In a large skillet, saute the onion in oil until tender. Add the red pepper, mushrooms, garlic, allspice, salt and pepper; cook and stir over medium heat for 5 minutes. Remove from the heat. Stir in the olives, 1 tablespoon lemon juice and 2 teaspoons parsley. Spoon onto the center of a large piece of heavy-duty foil (about 18 in. x 12 in.).

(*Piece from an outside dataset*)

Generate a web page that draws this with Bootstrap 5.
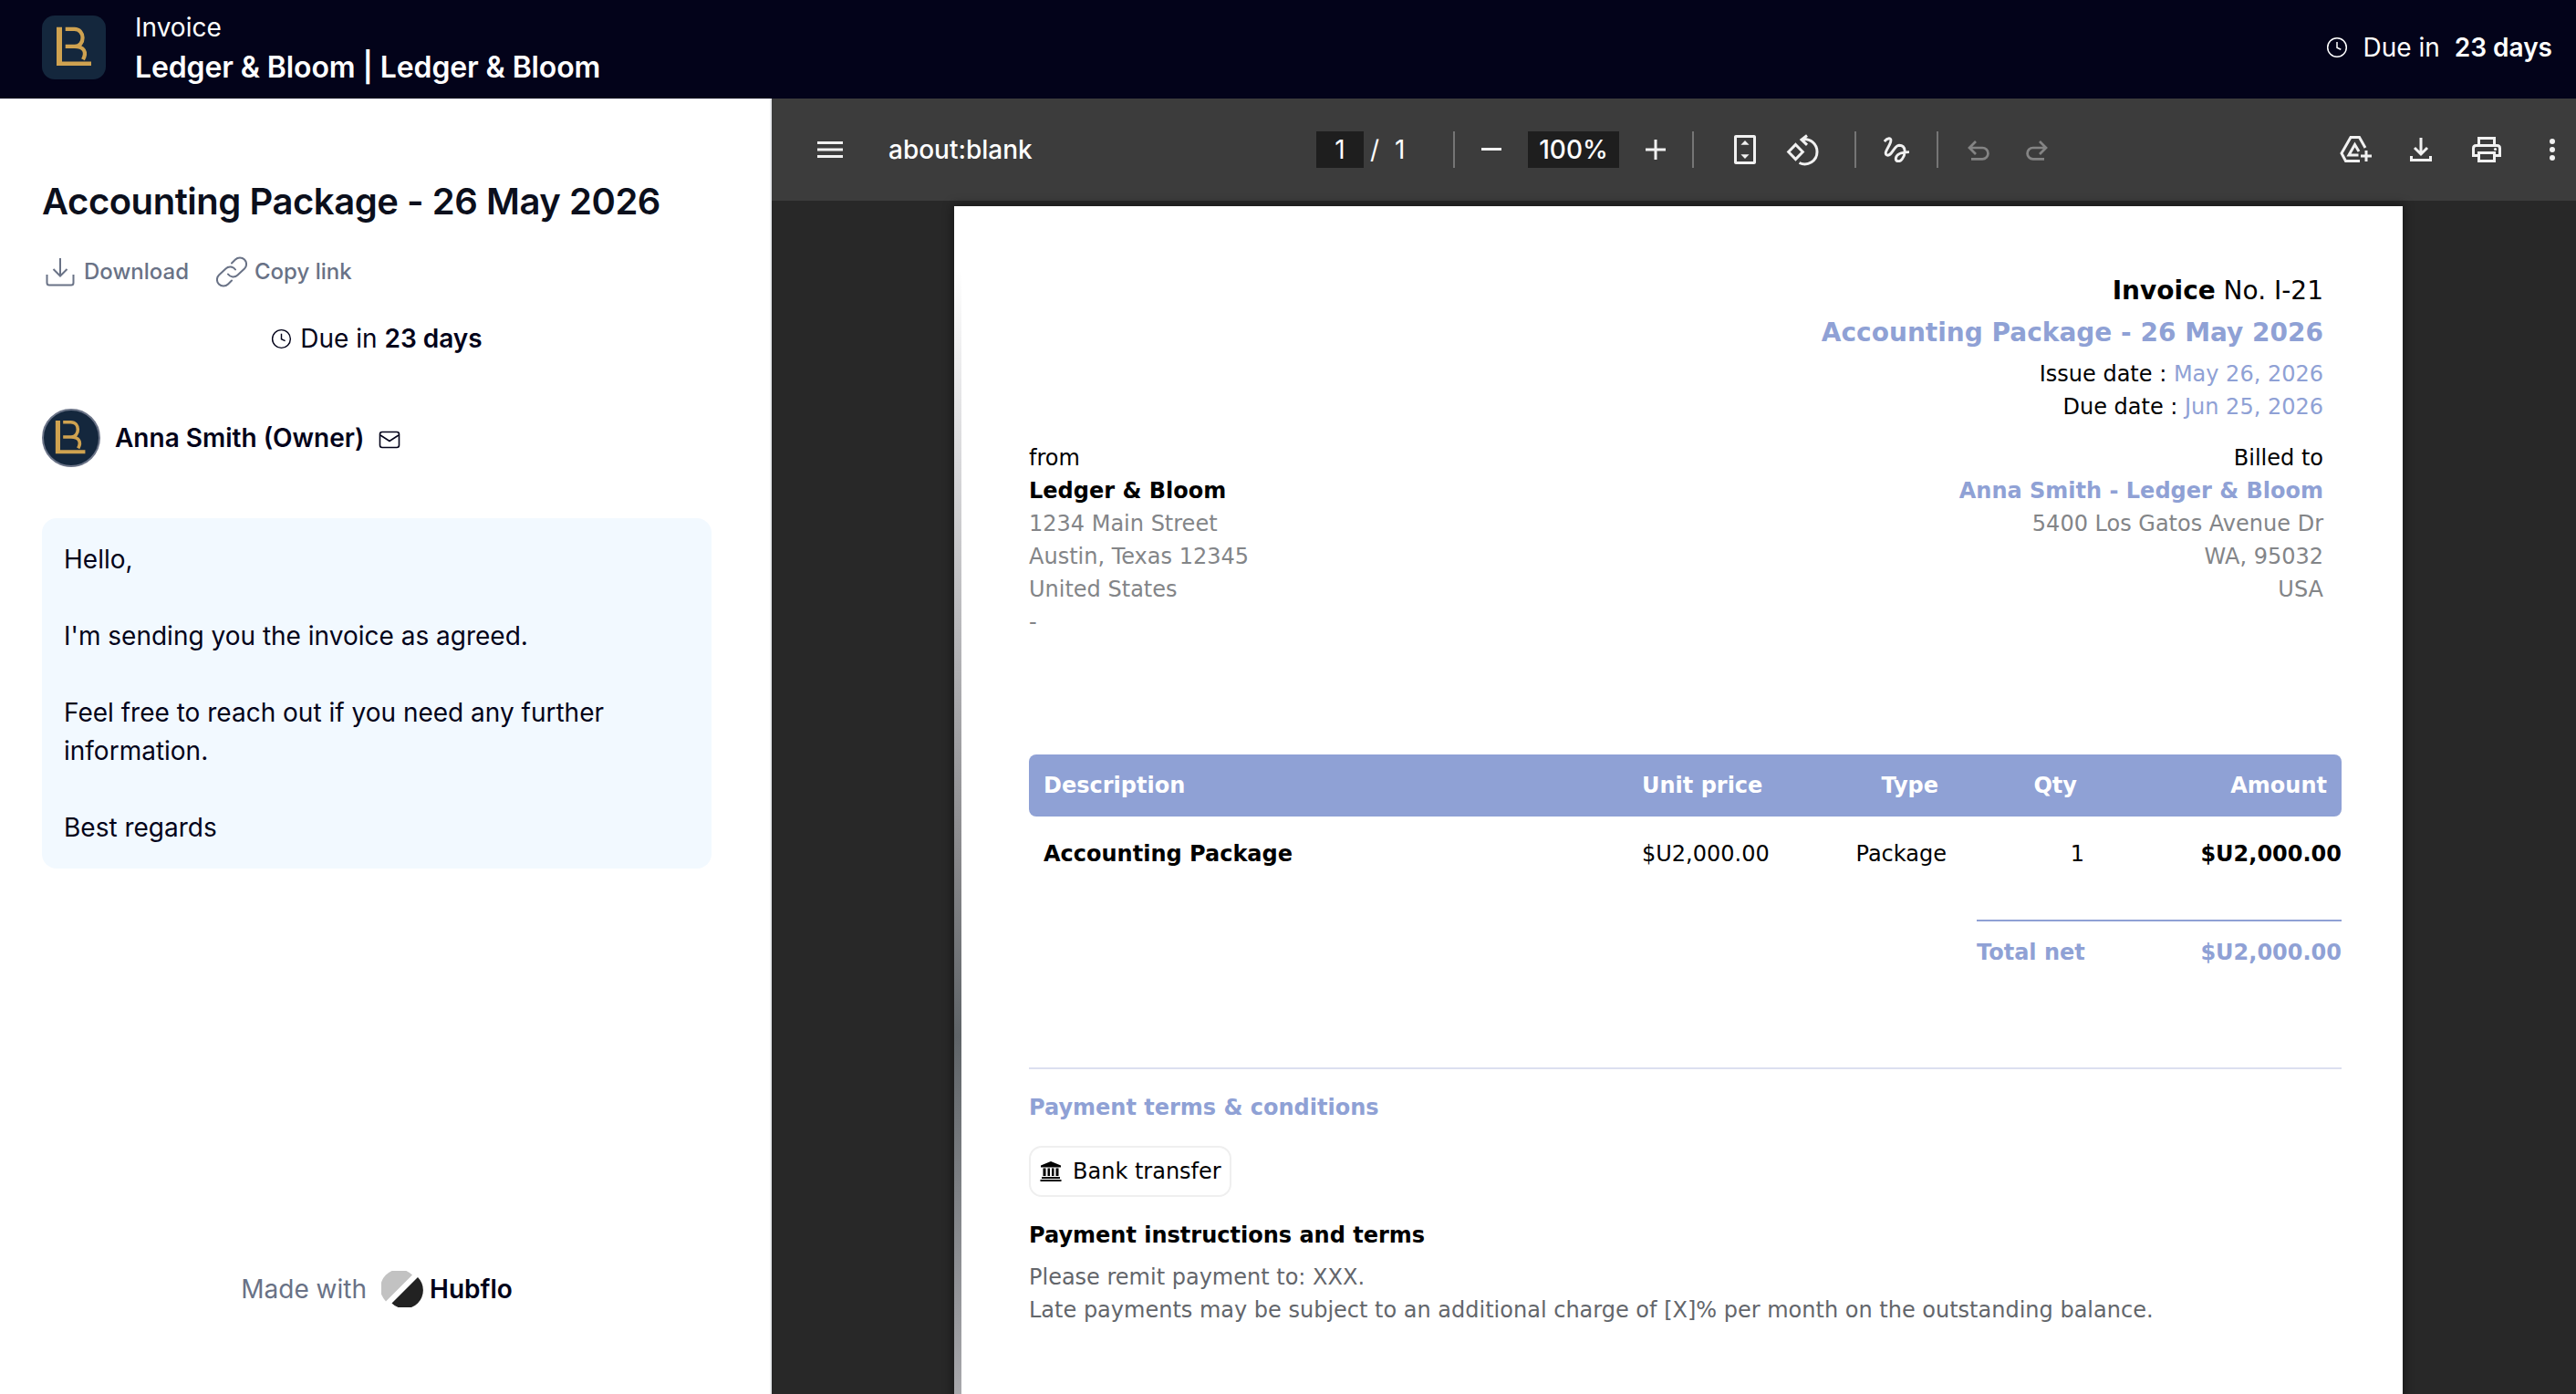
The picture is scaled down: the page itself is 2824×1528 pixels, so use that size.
<!DOCTYPE html>
<html lang="en">
<head>
<meta charset="utf-8">
<title>Invoice</title>
<link rel="stylesheet" href="https://cdn.jsdelivr.net/npm/bootstrap@5.3.0/dist/css/bootstrap.min.css">
<style>
body{font-family:Inter,"Liberation Sans",sans-serif;font-size:28px;line-height:42px;color:#03031a;height:1528px;overflow:hidden;background:#fff}
svg{display:block;flex:none}
.topbar{height:108px;background:#03031a;color:#fff;padding:0 26px 0 46px}
.brandtile{width:70px;height:70px;border-radius:14px;background:#14273d;margin-top:-5px}
.toptext{margin-left:32px;line-height:44px;margin-top:-5px}
.toptext .org{font-size:32px;font-weight:600;letter-spacing:-.12px}
.duetop{margin-top:-4px;gap:16px}
.side{width:846px;flex:none;border-right:2px solid #e9ebee;padding:0 64px 0 46px}
.side h1{font-size:40px;font-weight:600;line-height:48px;color:#0b0f1c;margin:89px 0 0;letter-spacing:-.46px;white-space:nowrap}
.acts{color:#697286;font-size:24px;font-weight:500;line-height:36px;margin-top:35px;padding-left:4px}
.duerow{margin-top:34px;height:42px}
.who{margin-top:56px;height:64px;font-weight:600}
.avatar{width:64px;height:64px;border:2px solid #6b7488;border-radius:50%;background:#14273d;overflow:hidden}
.msg{background:#f2f9ff;border-radius:16px;margin-top:56px;height:384px;padding:24px 24px;white-space:pre-line}
.made{margin-top:440px;color:#697286}
.viewer{background:#282828;min-width:0}
.tools{height:112px;background:#3c3c3c;color:#fff;font-weight:500}
.tools svg{fill:#f1f1f1}
.tools .dim{opacity:.4;margin-top:2px}
.inbox{background:#1e1e1e;height:40px;line-height:40px;text-align:center;flex:none}
.fixw{flex:none}
.sep{width:2px;height:40px;background:#757575;flex:none}
.sheet{width:1588px;margin:6px 0 0 200px;height:1310px;background:#fff;box-shadow:0 0 10px 2px rgba(0,0,0,.4);font-family:"DejaVu Sans",sans-serif;font-size:24px;line-height:36px;color:#000}
.strip{width:8px;flex:none;background:linear-gradient(#fff 0,#fff 70px,#e0e0e2 234px,#b4b4b7 480px,#88888b 714px,#5f6468 910px,#a8a8ac 1302px)}
.inv{padding:70px 67px 0 74px}
.blue{color:#8fa1d5}
.dim2{color:#838588}
.dim3{color:#63666b}
.head28{font-size:28px;line-height:46px}
.parties{margin-right:20px;margin-top:20px}
.invtable{margin-top:127px;table-layout:fixed;width:1439px}
.invtable td,.invtable th{padding:0;white-space:nowrap}
.invtable th{background:#8fa1d5;color:#fff;height:68px;border:0}
.invtable th:first-child{border-radius:8px 0 0 8px;padding-left:16px}
.invtable th:last-child{border-radius:0 8px 8px 0;padding-right:16px}
.total{width:400px;border-top:2px solid #8fa1d5;margin-top:31px;padding-top:16px}
.rule{height:2px;background:#dcdff0;margin-top:108px}
.bank{width:222px;height:56px;border:2px solid #efefef;border-radius:14px;padding-left:10px;margin-top:24px}
</style>
<script src="https://cdn.jsdelivr.net/npm/bootstrap@5.3.0/dist/js/bootstrap.bundle.min.js"></script>
</head>
<body class="d-flex flex-column">
<svg width="0" height="0" class="position-absolute">
<symbol id="mono" viewBox="0 0 70 70"><path fill="#cfa250" d="M16 12.700H22V50.500H54V55H16Z"/><path fill="none" stroke="#cfa250" stroke-width="4.200" d="M25.700 14.800H35.500C47.500 14.800 47.500 33.800 36 33.800H25.700M36 33.800C46 34 49.500 40 45 48.300"/></symbol>
<symbol id="clk" viewBox="0 0 24 24"><g fill="none" stroke="currentColor" stroke-width="1.500"><circle cx="12" cy="12" r="10.300"/><path d="M12 6V12.200L16.300 14.200"/></g></symbol>
</svg>
<header class="topbar d-flex align-items-center flex-shrink-0">
<div class="brandtile"><svg width="70" height="70"><use href="#mono"/></svg></div>
<div class="toptext"><div>Invoice</div><div class="org">Ledger &amp; Bloom | Ledger &amp; Bloom</div></div>
<div class="duetop ms-auto d-flex align-items-center"><svg width="24" height="24"><use href="#clk"/></svg><span>Due in</span><span class="fw-semibold">23 days</span></div>
</header>
<div class="d-flex flex-grow-1">
<aside class="side">
<h1>Accounting Package - 26 May 2026</h1>
<div class="acts d-flex align-items-center">
<svg width="32" height="32" viewBox="0 0 32 32" fill="none" stroke="#697286" stroke-width="2"><path d="M16 1V20M8.500 13L16 20.500L23.500 13M1.500 19V28Q1.500 30.500 4 30.500H28Q30.500 30.500 30.500 28V19"/></svg>
<span style="margin-left:10px">Download</span>
<svg style="margin-left:30px" width="34" height="34" viewBox="0 0 34 34" fill="none" stroke="#697286" stroke-width="2" stroke-linecap="round"><path d="M17 7.500L21 3.500A7 7 0 0 1 31 13.500L23.500 20.500A7 7 0 0 1 13 19.500M17 26.500L13 30.500A7 7 0 0 1 3 20.500L10.500 13.500A7 7 0 0 1 21 14.500"/></svg>
<span style="margin-left:8px">Copy link</span>
</div>
<div class="duerow d-flex justify-content-center align-items-center"><svg width="23" height="23"><use href="#clk"/></svg><span style="margin-left:9px">Due in <span class="fw-semibold">23 days</span></span></div>
<div class="who d-flex align-items-center">
<div class="avatar"><svg width="60" height="60" viewBox="1 0 70 70"><use href="#mono" width="70" height="70"/></svg></div>
<span style="margin-left:16px">Anna Smith (Owner)</span>
<svg style="margin-left:16px;margin-top:4px" width="24" height="20" viewBox="0 0 24 20" fill="none" stroke="#03031a" stroke-width="1.600"><rect x="1.500" y="1.500" width="21" height="17" rx="2.500"/><path d="M2 5L12 11.500L22 5"/></svg>
</div>
<div class="msg">Hello,

I'm sending you the invoice as agreed.

Feel free to reach out if you need any further information.

Best regards</div>
<div class="made d-flex justify-content-center align-items-center"><span>Made with</span>
<svg style="margin:0 7px 0 16px" width="46" height="40" viewBox="0 0 46 40"><path d="M5 33.500A20 20 0 0 1 34 4.500Z" fill="#c2c2c2"/><path d="M40 7A20 20 0 0 1 11.500 35.500Z" fill="#222"/></svg>
<span class="fw-semibold" style="color:#03031a">Hubflo</span></div>
</aside>
<main class="viewer flex-grow-1">
<div class="tools d-flex align-items-center">
<svg style="margin-left:50px" width="28" height="18" viewBox="0 0 28 18"><path d="M0 0H28V3H0ZM0 7.500H28V10.500H0ZM0 15H28V18H0Z"/></svg>
<span class="fixw" style="margin-left:50px;width:469px">about:blank</span>
<div class="inbox fw-normal" style="width:52px">1</div><span class="fixw fw-normal" style="margin-left:7px;width:27px">/</span><span class="fixw fw-normal" style="width:64px">1</span>
<div class="sep"></div>
<svg style="margin-left:29px" width="22" height="4"><path d="M0 0H22V3H0Z"/></svg>
<div class="inbox" style="width:100px;margin-left:29px">100%</div>
<svg style="margin-left:29px" width="22" height="22"><path d="M9.500 0H12.500V9.500H22V12.500H12.500V22H9.500V12.500H0V9.500H9.500Z"/></svg>
<div class="sep" style="margin-left:29px"></div>
<svg style="margin-left:32px" width="48" height="48" viewBox="0 0 24 24"><path d="M17 4H7c-.55 0-1 .45-1 1v14c0 .55.45 1 1 1h10c.55 0 1-.45 1-1V5c0-.55-.45-1-1-1zm-.500 14.500h-9v-13h9zM12 7l2.300 2.400H9.700zM12 17l2.300-2.400H9.700z"/></svg>
<svg style="margin-left:16px" width="48" height="48" viewBox="0 0 48 48"><g fill="none" stroke="#f1f1f1" stroke-width="3"><path d="M15.500 18.500L23.300 26.500L15.500 34.500L7.700 26.500Z"/><path d="M22 12.800C32 11.500 39 18 39 26.500C39 36 29 43 19.500 38.500M28 8.500L22 13.200L28 18.800"/></g></svg>
<div class="sep" style="margin-left:32px"></div>
<svg style="margin-left:30px" width="28" height="28" viewBox="0 0 28 28"><path fill="none" stroke="#f1f1f1" stroke-width="2.900" d="M.800 5C3.500 1.500 9.500 -.500 7.500 6C6 11 -.500 18 3.500 20C9 22 11 9.500 17 9.300C25 9.500 24 19 20.500 24C18 28 13 27.500 13.300 23.500C14 18.500 19 16.800 28 16.600"/></svg>
<div class="sep" style="margin-left:30px"></div>
<svg class="dim" style="margin-left:32px" width="24" height="22" viewBox="0 0 24 22"><path fill="none" stroke="#f1f1f1" stroke-width="2.700" d="M4 20.300H16.300A6.100 6.100 0 0 0 16.300 8H2M9 1L2 8L9 15"/></svg>
<svg class="dim" style="margin-left:40px" width="24" height="22" viewBox="0 0 24 22"><path fill="none" stroke="#f1f1f1" stroke-width="2.700" d="M20 20.300H7.700A6.100 6.100 0 0 1 7.700 8H22M15 1L22 8L15 15"/></svg>
<svg style="margin-left:320px" width="36" height="32" viewBox="0 0 36 32"><g fill="none" stroke="#f1f1f1" stroke-width="3"><path d="M28 14L21.500 2.500H12L2 20L6.500 28.500H22M20.500 22H10L16.500 10.500L21 18"/><path d="M29 17V29M23 23H35"/></g></svg>
<svg style="margin-left:41px" width="24" height="26" viewBox="0 0 24 26"><path fill="none" stroke="#f1f1f1" stroke-width="3" d="M12 0V18M5 11L12 18L19 11M1.500 20V24.500H22.500V20"/></svg>
<svg style="margin-left:44px" width="32" height="28" viewBox="0 0 32 28"><g fill="none" stroke="#f1f1f1" stroke-width="3"><path d="M7.500 9V1.500H24.500V9M7.500 20.500H1.500V12.500Q1.500 9.500 4.500 9.500H27.500Q30.500 9.500 30.500 12.500V20.500H24.500"/><path d="M7.500 17.500H24.500V26.500H7.500Z"/></g><circle cx="25.500" cy="13.500" r="1.600"/></svg>
<svg style="margin-left:53px" width="6" height="24"><circle cx="3" cy="3" r="3"/><circle cx="3" cy="12" r="3"/><circle cx="3" cy="21" r="3"/></svg>
</div>
<div class="sheet d-flex">
<div class="strip"></div>
<div class="inv flex-grow-1">
<div class="text-end parties mt-0">
<div class="head28"><b>Invoice</b> No. I-21</div>
<div class="head28 blue fw-bold">Accounting Package - 26 May 2026</div>
<div class="mt-1">Issue date : <span class="blue">May 26, 2026</span></div>
<div>Due date : <span class="blue">Jun 25, 2026</span></div>
</div>
<div class="d-flex justify-content-between parties">
<div class="dim2"><div class="text-black">from</div><b class="text-black">Ledger &amp; Bloom</b><br>1234 Main Street<br>Austin, Texas 12345<br>United States<br>-</div>
<div class="dim2 text-end"><div class="text-black">Billed to</div><b class="blue">Anna Smith - Ledger &amp; Bloom</b><br>5400 Los Gatos Avenue Dr<br>WA, 95032<br>USA</div>
</div>
<table class="invtable">
<colgroup><col style="width:672px"><col style="width:200px"><col style="width:134px"><col style="width:151px"><col></colgroup>
<thead><tr><th>Description</th><th>Unit price</th><th class="text-end" style="padding-right:9px">Type</th><th class="text-end" style="padding-right:8px">Qty</th><th class="text-end">Amount</th></tr></thead>
<tbody><tr style="height:82px"><td class="fw-bold" style="padding-left:16px">Accounting Package</td><td>$U2,000.00</td><td class="text-end">Package</td><td class="text-end">1</td><td class="text-end fw-bold">$U2,000.00</td></tr></tbody>
</table>
<div class="total ms-auto d-flex justify-content-between blue fw-bold"><span>Total net</span><span>$U2,000.00</span></div>
<div class="rule"></div>
<div class="blue fw-bold" style="margin-top:24px">Payment terms &amp; conditions</div>
<div class="bank d-flex align-items-center"><svg width="24" height="22" viewBox="0 0 24 22"><path d="M12 0L23 4.500V6.500H1V4.500ZM3.500 7.500H6.500V16H3.500ZM8.500 7.500H11V16H8.500ZM13 7.500H15.500V16H13ZM17.500 7.500H20.500V16H17.500ZM2 17H22V19H2ZM.500 20H23.500V22H.500Z"/></svg><span class="text-nowrap" style="margin-left:12px">Bank transfer</span></div>
<div class="fw-bold" style="margin-top:24px">Payment instructions and terms</div>
<div class="dim3" style="margin-top:10px">Please remit payment to: XXX.<br>Late payments may be subject to an additional charge of [X]% per month on the outstanding balance.</div>
</div>
</div>
</main>
</div>
</body>
</html>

    Place cod over vegetables; sprinkle with remaining lemon juice and parsley. Fold foil over and fold in the edges twice, forming a pouch. Place on a baking sheet. Bake at 350° for 15-20 minutes or until fish flakes easily with a fork. Open foil carefully to allow steam to escape. Yield: 2 servings.